Recommendation: medium/low, basic level finds
The Mysterious Bible Codes was first published in late 1998 and in paperback in 1999. The findings are more basic than the current level of research in the codes with phrases and sentences. Grant Jeffrey was prone to claim more at the time than his findings warranted as far as statistical significance, although he has some interesting Hebrew matrixes from the Torah and from Isaiah 53. His claims in the book of valid codes in the Greek New Testament are absurd. He finds a couple of words and claims this proves a code in the Greek NT. What he found in the Greek NT, in citing a couple of words, is nothing more than what might expect randomly in any text. I'm not saying that there is or isn't a code in New Testament, what I'm saying is that Grant hasn't made even an interesting case for the possibility of it with his finds.

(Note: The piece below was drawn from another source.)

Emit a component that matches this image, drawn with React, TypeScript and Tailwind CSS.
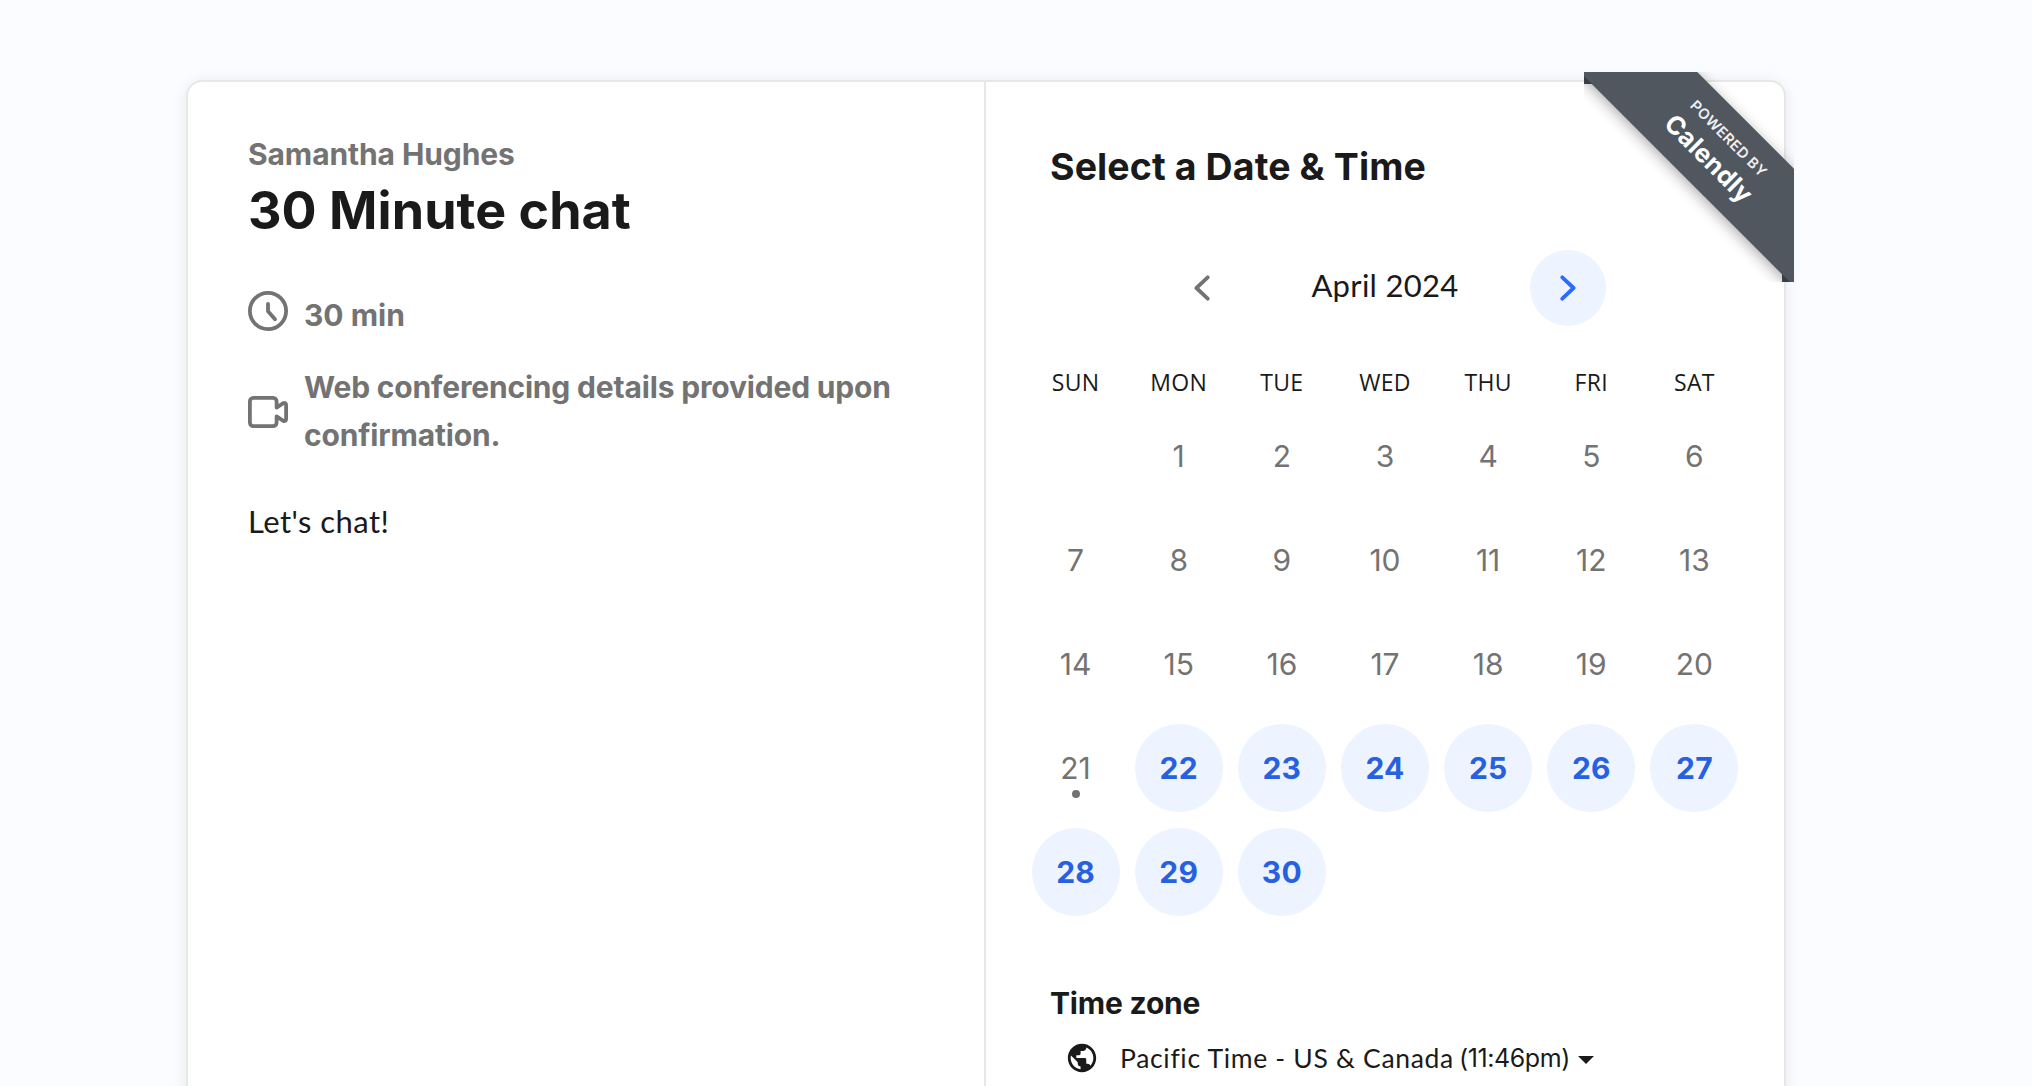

I think you'd find this book interesting from a historical perspective, in seeing how some people can claim more than is warranted by their findings. As I said, his Hebrew matrixes are OK, although he doesn't show them in matrixes. He shows them as lists of finds. I think any book on the codes should show the matrix displaying the terms. The reason is that you as a viewer want to see how close topically related terms are together. If they aren't close, then the matrix tends to mean less to me.
Mysterious Codes is available at Amazon.com and Barnes&Noble.com. in paperback; and at Barnes& Noble.com, I saw that they have the hardcover version available at 80% off and less than half the price of the paperback version. So check around for a heavily discounted version of this book.